Com medo de emboscadas, os manifestantes decidiram dar a volta na praça e seguir pela rua Rego Freitas, sentido largo do Arouche, e dali seguir até o jornal. A PM não havia bloqueado esse trecho. No caminho, teve início a repressão, com a agressão dos jovens sem nenhum motivo, com base na suposição de que naquele momento a manifestação tinha se tornado  uma ameaça aos policiais. Duas adolescentes que foram detidas na ocasião denunciaram que foram chamadas de vagabundas e que ouviram um PM dizer que se fosse um ditadura “o bicho ia ficar feio”.

Terceiro ato

O terceiro protesto, na quarta-feira (1º/09), foi o maior de todos até então. Por volta das 19 horas, partindo do Masp, no mínimo 10 mil pessoas iniciaram uma marcha com destino ao Centro de São Paulo. Na avenida Consolação, alguns manifestantes passaram  a ocupar as duas vias e arrastaram e queimaram sacos de lixo para impedir totalmente o fluxo de carros. Poucos minutos depois, policiais em motos chegaram para retirar as barricadas e dar início à repressão ao protesto.

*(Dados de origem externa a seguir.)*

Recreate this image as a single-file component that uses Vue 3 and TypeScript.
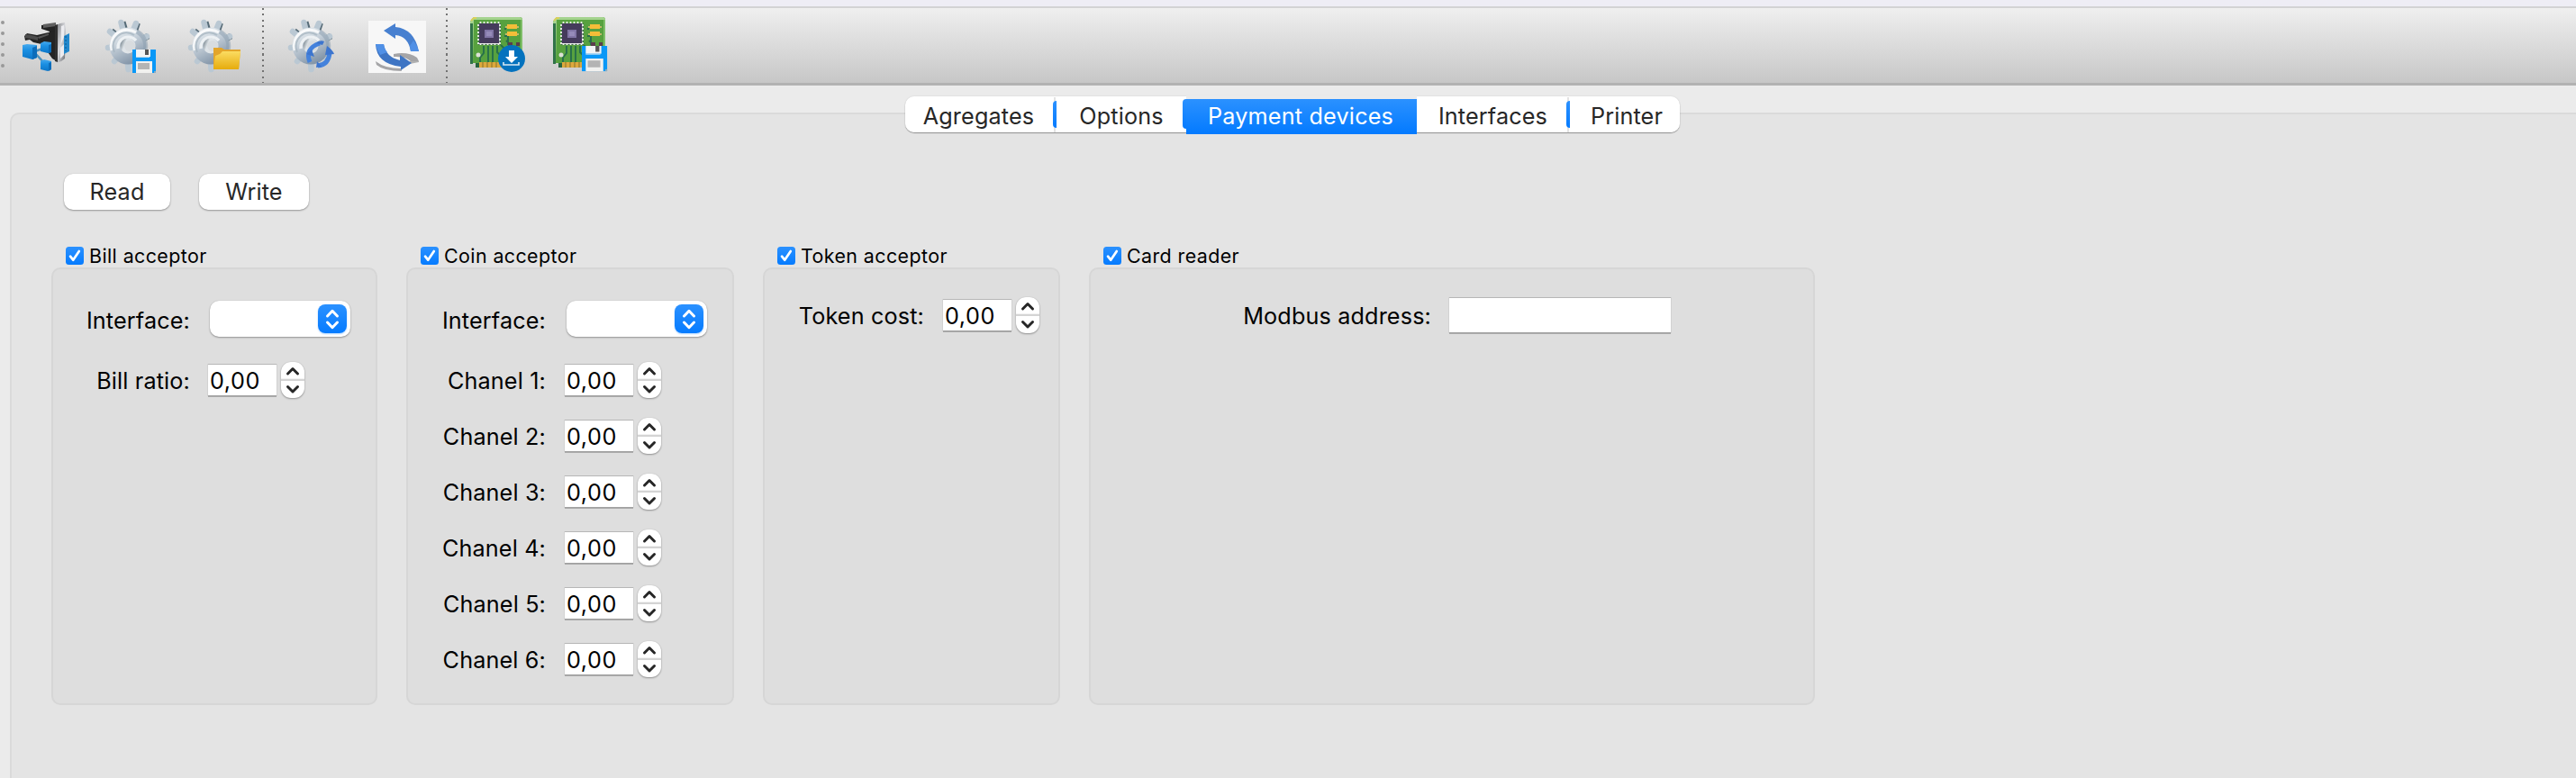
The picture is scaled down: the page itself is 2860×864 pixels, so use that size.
<script setup lang="ts">
import { ref } from 'vue'

interface Field { label: string; kind: 'combo' | 'spin' | 'text' }
interface Group { id: string; title: string; fields: Field[] }
type Tool = 'acceptor' | 'gear-save' | 'gear-open' | 'gear-sync' | 'refresh' | 'board-load' | 'board-save'

const sections: Tool[][] = [
  ['acceptor', 'gear-save', 'gear-open'],
  ['gear-sync', 'refresh'],
  ['board-load', 'board-save'],
]
const tabs = ['Agregates', 'Options', 'Payment devices', 'Interfaces', 'Printer']
const active = ref(2)

const groups: Group[] = [
  { id: 'bill', title: 'Bill acceptor', fields: [{ label: 'Interface:', kind: 'combo' }, { label: 'Bill ratio:', kind: 'spin' }] },
  {
    id: 'coin',
    title: 'Coin acceptor',
    fields: [
      { label: 'Interface:', kind: 'combo' },
      ...[1, 2, 3, 4, 5, 6].map((n): Field => ({ label: `Chanel ${n}:`, kind: 'spin' })),
    ],
  },
  { id: 'token', title: 'Token acceptor', fields: [{ label: 'Token cost:', kind: 'spin' }] },
  { id: 'card', title: 'Card reader', fields: [{ label: 'Modbus address:', kind: 'text' }] },
]
const teeth = [[20.5, 4], [37, 5], [49, 19.5], [8, 14], [6, 32], [13, 47], [28.5, 56], [45, 43]]
const pins = [14, 18, 22, 26, 30, 34]
</script>

<template>
  <div class="window">
    <svg class="defs" width="0" height="0">
      <defs>
        <linearGradient id="blue" x1="0" y1="0" x2="0" y2="1">
          <stop stop-color="#2b91ff" /><stop offset="1" stop-color="#057bff" />
        </linearGradient>
        <linearGradient id="steel" x1="0" y1="0" x2="0.5" y2="1">
          <stop offset="0" stop-color="#f1f5f7" /><stop offset="0.45" stop-color="#c9d3dc" /><stop offset="1" stop-color="#8496a9" />
        </linearGradient>
        <linearGradient id="hub" x1="0" y1="0" x2="1" y2="0.4">
          <stop offset="0" stop-color="#56656f" /><stop offset="0.4" stop-color="#dfe5e9" /><stop offset="1" stop-color="#dfe3e6" />
        </linearGradient>
        <linearGradient id="folder" x1="0" y1="0" x2="0" y2="1">
          <stop offset="0" stop-color="#fbdc62" /><stop offset="1" stop-color="#e6ab0c" />
        </linearGradient>
        <linearGradient id="cube" x1="0" y1="0" x2="0" y2="1">
          <stop offset="0" stop-color="#45a9ee" /><stop offset="0.4" stop-color="#1b8fe2" /><stop offset="1" stop-color="#0c76c8" />
        </linearGradient>
        <linearGradient id="plate" x1="0" y1="0" x2="1" y2="1">
          <stop offset="0" stop-color="#74767a" /><stop offset="0.5" stop-color="#d9dade" /><stop offset="1" stop-color="#5f6165" />
        </linearGradient>
        <g id="gear">
          <line v-for="(t, i) in teeth.slice(0, 4)" :key="'d' + i" x1="30" y1="31" :x2="t[0] + 1.5" :y2="t[1] + 0.5" stroke="#556a76" stroke-width="7" />
          <line v-for="(t, i) in teeth" :key="'l' + i" x1="27" y1="31" :x2="t[0]" :y2="t[1] + 1" stroke="#bac8d3" stroke-width="6.5" stroke-linecap="round" />
          <circle cx="28" cy="31" r="20.5" fill="url(#steel)" />
          <path d="M10 36a18 18 0 0 1 27-20" fill="none" stroke="#fff" stroke-width="3" opacity=".8" />
          <path d="M38 15a18 18 0 0 1 9 21" fill="none" stroke="#8ea0b1" stroke-width="5" opacity=".55" />
          <path d="M13 38a15 15 0 0 1 22-19" fill="none" stroke="#a3b2be" stroke-width="2" opacity=".7" />
          <path d="M17 34a11.500 11.500 0 0 1 20-9" fill="none" stroke="#edf1f4" stroke-width="3.500" />
          <circle cx="28" cy="31" r="8.500" fill="url(#hub)" />
          <circle cx="30" cy="31" r="6" fill="#d8dcdf" />
        </g>
        <g id="floppy">
          <path d="M0 0h26v26H0z" fill="#0998f7" />
          <path d="M4 0h16v8H4z" fill="#f2f4f5" /><path d="M14 0h4v6h-4z" fill="#555" /><path d="M4 8h15v1H4z" fill="#b9d9ee" />
          <path d="M4 13h18v13H4z" fill="#f1f1ef" /><path d="M6 15h13v7H6z" fill="#b4b4b4" /><path d="M24 24h2v2h-2z" fill="#8babbf" />
        </g>
        <g id="board">
          <path d="M5-1h51q3 0 3 3v48H10v3H7v-3H1V4z" fill="#57a13f" />
          <path d="M1 4L5-1h51q3 0 3 3H5l-1 48H1z" fill="#a4d38e" />
          <path d="M1 6h3v45H1z" fill="#317349" /><path d="M7 50h4v5H7z" fill="#29643f" /><path d="M57 2h2v48h-2z" fill="#7fbd68" />
          <path d="M16 31v8l-4 5v5M21 31v19M26 31v19M31 31v7l4 4v7M35 30l7 7v12M39 20h4v10M39 12h2M41 25l14 14" fill="none" stroke="#28704a" stroke-width="2" />
          <path d="M2 3l3-3h3" fill="none" stroke="#d7d05a" stroke-width="2" />
          <path d="M11 49h26v6H11z" fill="#dda83d" /><path d="M15 49v6M20 49v6M25 49v6M30 49v6" stroke="#83722e" stroke-width="1" />
          <path d="M10 6h25v24H10z" fill="#3e6a4b" />
          <g stroke="#f1f3ef" stroke-width="1.8">
            <g v-for="p in pins" :key="p">
              <path :d="`M${p - 1.5} 4v26`" /><path :d="`M9 ${p - 6}h26`" />
            </g>
          </g>
          <path d="M11 6h22v22H11z" fill="#453b5c" /><path d="M17 13h10v9H17z" fill="#8175a5" /><path d="M19 15h6v5h-6z" fill="#968bb9" />
          <path d="M42 7h11v5H42zM42 15h11v5H42z" fill="#f4bd38" /><path d="M40 9h2v2h-2zM53 9h2v2h-2zM40 17h2v2h-2zM53 17h2v2h-2z" fill="#c5b66a" />
          <path d="M43 27h5v5h-5zM52 27h4v4h-4z" fill="#5a3e4c" /><circle cx="10" cy="41" r="2.5" fill="#dde1d7" />
        </g>
      </defs>
    </svg>

    <header class="toolbar">
      <div class="handle"><i v-for="n in 5" :key="n" /></div>
      <div v-for="(section, s) in sections" :key="s" class="section">
        <svg v-for="tool in section" :key="tool" class="tool" viewBox="0 -2 64 64">
          <template v-if="tool === 'acceptor'">
            <path d="M24 8l16-2v11l-7 2v-4l-9-3z" fill="#242424" /><path d="M26 7l14-2v4l-14 2z" fill="#606060" />
            <path d="M5 20l3-3 11 2 17-4 5-2v35l-5-3-7-10-5-6-9-2-4-3-5 1z" fill="#242424" />
            <path d="M6 18l7 1 7 2v4l-3-1-11-2z" fill="#4c4c4c" /><path d="M20 21l12-4v2l-11 4z" fill="#555" />
            <path d="M40 8l5-2 5-1 1 8-1 32-4 3-6 2z" fill="url(#plate)" /><path d="M39 8l3-1v42l-3-1z" fill="#303030" />
            <path d="M46 9l3-1v13l-3 7zM45 33l4-4v12l-4 4z" fill="#ececf0" />
            <path d="M49 20l6-3v20l-6 3z" fill="#2389cd" /><path d="M51 20v17" stroke="#0a568f" stroke-dasharray="2 2" />
            <path d="M17 37l8-3M17 39l11 12" stroke="#4a8fbb" stroke-width="2.5" />
            <path d="M3 30l5-1 11 1v14l-5 2-11-3z" fill="url(#cube)" /><path d="M14 33l5-2v13l-5 2z" fill="#0b6cba" />
            <path d="M23 28l4-2 8 1v11l-4 1-8-2z" fill="url(#cube)" /><path d="M32 30l3-1v9l-3 1z" fill="#0b6cba" />
            <path d="M23 48l4-2 8 2v9l-4 2-8-2z" fill="url(#cube)" /><path d="M32 50l3-1v8l-3 2z" fill="#0b6cba" />
          </template>
          <use v-if="tool.startsWith('gear')" href="#gear" />
          <use v-if="tool.startsWith('board')" href="#board" />
          <use v-if="tool === 'gear-save'" href="#floppy" transform="translate(33 35)" />
          <template v-if="tool === 'gear-open'">
            <path d="M31 33h9l3 2h18l-2 22H31z" fill="#e3a52b" /><path d="M33 42l5-2 3-3h20l-2 20H31z" fill="url(#folder)" />
          </template>
          <template v-if="tool === 'gear-sync'">
            <g fill="none" stroke="#4482dc" stroke-width="5">
              <path d="M27 49q-6-15 11-21" /><path d="M36 53q12-1 13-15" />
            </g>
            <path d="M34 28q4-4 9-2l-2 4zM46 31q6 4 8 9l-10 1zM23 40l6-5 3 8zM35 48l-1 7 6-1z" fill="#3d75ce" />
          </template>
          <template v-if="tool === 'refresh'">
            <path d="M0 3h64v58H0z" fill="#f7f7f7" />
            <path d="M8 48q10 8 28 8l1 3q-20 0-28-7zM28 40q16-3 26 4l2 4-8 1q-6-7-20-6z" fill="#a5a5a7" />
            <path d="M46 48h10v1l-10 2z" fill="#b1b1b1" />
            <path d="M17 14L30 6v4q21 2 26 27h-9q-3-17-17-18v4z" fill="#4780d0" />
            <path d="M8 29h9q2 14 18 18v-6l13 9-12 8v-4Q9 51 8 29z" fill="#3e75c4" />
            <path d="M50 25q4 5 6 12h-9l-1-6zM8 29h9q1 6 4 9l-8 3q-4-6-5-12z" fill="#5090e6" />
          </template>
          <template v-if="tool === 'board-load'">
            <circle cx="47" cy="45" r="15" fill="#0472be" /><path d="M44 36h6v7h4l-7 7-7-7h4z" fill="#fff" />
            <path d="M38 49v3h17v-3" fill="none" stroke="#d8e9f4" stroke-width="1.6" />
          </template>
          <use v-if="tool === 'board-save'" href="#floppy" transform="translate(33 31) scale(1.08)" />
        </svg>
      </div>
    </header>

    <main class="body">
      <nav class="tabs">
        <button v-for="(tab, i) in tabs" :key="tab" :class="['tab', 'tab-' + i, { active: i === active }]" @click="active = i"><span>{{ tab }}</span></button>
      </nav>
      <section class="pane">
        <div class="actions">
          <button class="push read">Read</button>
          <button class="push write">Write</button>
        </div>
        <div class="groups">
          <section v-for="group in groups" :key="group.id" :class="['group', group.id]">
            <h2 class="title">
              <svg class="check" viewBox="0 0 20 20"><rect width="20" height="20" rx="3.5" fill="url(#blue)" /><path d="M5 10.700l3.200 4 6.600-9.700" fill="none" stroke="#fff" stroke-width="2.7" stroke-linecap="round" stroke-linejoin="round" /></svg>
              <span>{{ group.title }}</span>
            </h2>
            <div class="box">
              <div v-for="field in group.fields" :key="field.label" :class="['row', field.kind]">
                <span class="label">{{ field.label }}</span>
                <div v-if="field.kind === 'combo'" class="select">
                  <svg class="arrows" viewBox="0 0 32 32"><path d="M10.500 13L16 7.300l5.500 5.700M10.500 20l5.500 5.700L21.500 20" fill="none" stroke="#fff" stroke-width="3" stroke-linecap="round" stroke-linejoin="round" /></svg>
                </div>
                <template v-else-if="field.kind === 'spin'">
                  <div class="number">0,00</div>
                  <div class="stepper">
                    <svg viewBox="0 0 26 40"><path d="M0 19h26v2H0z" fill="#d4d4d4" /><path d="M0 18h26v1H0z" fill="#f2f2f2" /><path d="M7.500 13L13 7.500l5.500 5.500M7.500 27.500L13 33l5.500-5.500" fill="none" stroke="#262626" stroke-width="3" stroke-linecap="round" stroke-linejoin="round" /></svg>
                  </div>
                </template>
                <div v-else class="line-edit" />
              </div>
            </div>
          </section>
        </div>
      </section>
    </main>
  </div>
</template>

<style>
body { margin: 0; overflow: hidden; }
</style>

<style scoped>
* { box-sizing: border-box; }
.window { width: 2860px; height: 864px; overflow: hidden; background: #ebebeb; border-top: 7px solid #eeedf5; font-family: Inter, "Liberation Sans", sans-serif; font-size: 25.2px; letter-spacing: .15px; color: #000; }
.defs { position: absolute; }
.toolbar { display: flex; height: 88px; padding-left: 1px; border-top: 2px solid #d3d3d4; border-bottom: 3px solid #b2b2b2; background: linear-gradient(#efefef, #c7c7c7); }
.handle { width: 4px; padding-top: 14px; display: flex; flex-direction: column; gap: 8px; }
.handle i { width: 4px; height: 4px; border-radius: 50%; background: #999; }
.section { display: flex; gap: 28px; padding: 9px 20px 0 24px; }
.section:nth-child(2) { padding: 9px 21px 0 17px; }
.section:nth-child(3) { padding: 9px 22px 0 24px; }
.section + .section { border-left: 2px solid; border-image: repeating-linear-gradient(transparent 0 2px, #727272 2px 4px, transparent 4px 6px) 2; }
.tool { width: 64px; height: 64px; flex: none; overflow: visible; }
button { border: 0; padding: 0; font: inherit; letter-spacing: inherit; color: #272727; }
.body { padding: 12px 0 0 11px; }
.tabs { position: relative; z-index: 1; display: flex; width: 860px; height: 40px; margin-left: 994px; border-radius: 10px; box-shadow: 0 1px 1px #0005, 0 0 2px #0002; }
.tab { position: relative; height: 40px; padding-top: 3px; background: #fff; text-align: center; }
.tab-0 { width: 168px; border-radius: 10px 0 0 10px; padding-right: 5px; }
.tab-1 { width: 144px; }
.tab-2 { width: 256px; letter-spacing: .2px; }
.tab-3 { width: 170px; padding-right: 1px; }
.tab-4 { width: 122px; border-radius: 0 10px 10px 0; padding-left: 4px; }
.tab-0::after, .tab-3::after { content: ""; position: absolute; right: 0; top: 5px; width: 4px; height: 30px; border-radius: 4px 0 0 4px; background: linear-gradient(#2b91ff, #057bff); }
.tab-0::before, .tab-3::before { content: ""; position: absolute; right: 1px; top: 1px; width: 2px; height: 39px; background: #e3e3e3; }
.tab.active { height: 39px; margin-top: 3px; padding: 0; color: #fff; background: linear-gradient(#2b91ff, #037aff); box-shadow: 0 -4px 0 #ebebeb; }
.tab.active::before { content: ""; position: absolute; left: -4px; top: 0; width: 4px; height: 33px; border-radius: 4px 0 0 4px; background: linear-gradient(#2b91ff, #057bff); }
.tab.active span { position: relative; top: -1px; left: -1px; }
.pane { width: 2860px; height: 760px; margin-top: -22px; padding: 66px 0 0 44px; border: 2px solid #dadada; border-radius: 10px; background: #e4e4e4; }
.actions { display: flex; gap: 32px; padding-left: 14px; }
.push { height: 40px; border-radius: 10px; background: #fff; box-shadow: 0 1px 2px #0005, 0 0 1px #0003; }
.read { width: 118px; }
.write { width: 122px; }
.groups { display: flex; gap: 32px; margin-top: 39px; }
.title { display: flex; align-items: center; gap: 6px; height: 25px; margin: 0; padding: 0 0 1px 16px; font-size: 21.4px; font-weight: 400; letter-spacing: .42px; white-space: nowrap; }
.check { width: 20px; height: 20px; }
.box { height: 486px; border: 2px solid #d6d6d6; border-radius: 10px; background: #dedede; }
.bill { width: 362px; }
.coin { width: 364px; }
.token { width: 330px; }
.card { width: 806px; }
.row { display: flex; align-items: center; height: 62px; }
.label { padding-top: 2px; text-align: right; white-space: nowrap; }
.bill .box, .coin .box { padding-top: 24px; }
.row.combo { margin-bottom: 6px; }
.row.combo .label { padding-top: 3px; }
.select { width: 156px; height: 40px; padding: 4px; border-radius: 10px; background: #fff; box-shadow: 0 1px 2px #0005, 0 0 1px #0003; display: flex; justify-content: flex-end; }
.arrows { width: 32px; height: 32px; border-radius: 8px; background: linear-gradient(#2b91ff, #057bff); box-shadow: 0 1px 2px #007aff55; }
.number { width: 76px; height: 34px; margin-right: 5px; padding-left: 2px; line-height: 37px; background: #fff; box-shadow: 0 0 0 1px #0000000d, 0 -1px 0 #0002, 0 2px 0 #aaa; letter-spacing: .6px; }
.stepper { width: 26px; height: 40px; border-radius: 11px; background: #fff; overflow: hidden; box-shadow: 0 1px 2px #0005, 0 0 1px #0003; }
.stepper svg { display: block; width: 26px; height: 40px; }
.bill .label { width: 152px; margin-right: 20px; }
.bill .combo .label { width: 152px; margin-right: 22px; }
.coin .label { width: 153px; margin-right: 21px; }
.coin .combo .label { width: 153px; margin-right: 23px; }
.token .box { padding-top: 20px; }
.token .label { width: 177px; margin-right: 21px; }
.card .box { padding-top: 20px; }
.card .label { width: 378px; margin-right: 20px; }
.line-edit { width: 246px; height: 38px; background: #fff; box-shadow: 0 0 0 1px #0000000d, 0 -1px 0 #0002, 0 2px 0 #aaa; }
</style>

A partir de então, grandes grupos de manifestantes ocuparam a região central da cidade respondendo à agressão da PM com pedras e mais barricadas. Próximo ao largo do Arouche, uma moto que estava estacionada na calçada foi posicionada no meio da rua por participantes do ato. Após uma discussão sobre se o veículo era de algum trabalhador – e, nesse caso, não seria destruída – ou de alguma empresa privada, o grupo deixou-o de lado e continuou a caminhar. Em seguida, elegeu como alvo de pedras e chutes uma viatura da Polícia Civil.
Naquela altura, os manifestantes decidiram mais uma vez ir até a “Folha de S.Paulo”. No caminho, um atropelamento. Após ouvir gritos de “golpista”, o motorista de uma BMW que aguardava a passagem do ato decidiu avançar e atropelou uma menina. A revolta foi geral. Muitos gritavam para que a placa fosse anotada, outros pediam por socorro. A garota, completamente atordoada e sangrando, se levanta, contraria os pedidos para permanecer deitada e diz:
– Eu resisto. Eu resisto. Fora Temer!
A reportagem da Ponte Jornalismo procurou a assessoria de imprensa da Polícia Militar para comentar sua atuação nas manifestações, mas não teve retorno.